Il faut dire que, dans un contexte de “droitisation par le haut” de la France, où les médias traditionnels penchent inexorablement vers la droite ultra-libérale et conservatrice, si ce n’est l’extrême droite, cette simplification sert, justement et au premier chef, la droite et l’extrême droite. Un phénomène (déplorable) dont la droite, Bruno Retailleau en tête, fait son pain béni. Quoi de mieux pour le patron d’un parti qui, ces dernières années, a vu son électorat fondre comme peau de chagrin, vidé à sa gauche par la Macronie et siphonné à sa droite par le RN, qu’une gauche entièrement “soumise à Mélenchon” (dixit Retailleau lui-même) pour récupérer la part de son électorat qui s’était tourné vers le Rassemblement National ?
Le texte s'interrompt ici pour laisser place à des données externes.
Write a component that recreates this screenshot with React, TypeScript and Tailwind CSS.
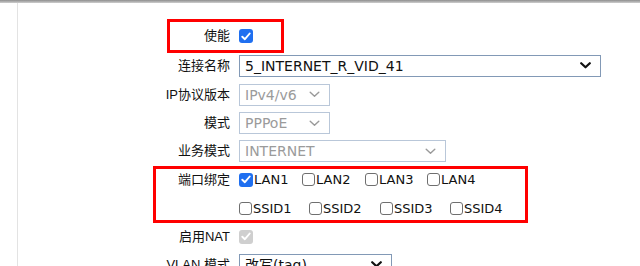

De fait, n’est-ce pas plutôt la droite, et non Jean-Luc Mélenchon, qui souhaiterait qu’il n’existe aucune offre de gauche de rupture hors LFI pour permettre, ainsi, à la droite de se poser en seule alternative viable face, soit à une gauche “extrême” et donc “dangereuse”, soit à une gauche “néolibérale” qu’ils pourront assimiler au centre et à aux moult manquements et échecs de la Macronie ? Et tant pis si LFI n’est pas un parti d’extrême gauche et si Place publique n’est pas un parti pronant le néolibéralisme. Après tout, ne dit-on pas que la fin justifie les moyens ?
RIP la Macronie.
Qu’il s’agisse de Raphaël Glucksmann importe peu finalement. Seul compte le fait que le premier de cordée de la gauche se retrouve, de facto, l’ennemi à abattre pour la droite. C’est lui aujourd’hui. Ce sera peut-être quelqu’un d’autre demain. Toujours est-il que le sondage d’hier montre qu’à l’exception du RN, l’accession de la droite et, aussi et surtout, du « centre » à l’Elysée semble tout sauf acquise : il révèle non seulement que la gauche peut accéder au second tour, devant Bruno Retailleau (qui, avec un score compris entre 9 et 13 % devancerait de 2 points Gabriel Attal, de 6 points sur Gérald Darmanin et de 10 points sur François Bayrou), mais aussi qu’au premier tour, le cumul des votes, à gauche, dépasserait (enfin !) les 30 %, et celui de la droite et de l’extrême droite atteindrait les 50 %, alors que le score du « centre » plafonnerait à 16 % dans le cas d’une candidature d’Edouard Philippe qui, de surcroît, n’est même pas membre de Renaissance.
Au fond, une seule certitude émerge de ce sondage. La certitude de la mort programmée de la Macronie. Et que ce soit à gauche ou à droite, nombreux seront celles et ceux à danser sur sa tombe le moment venu.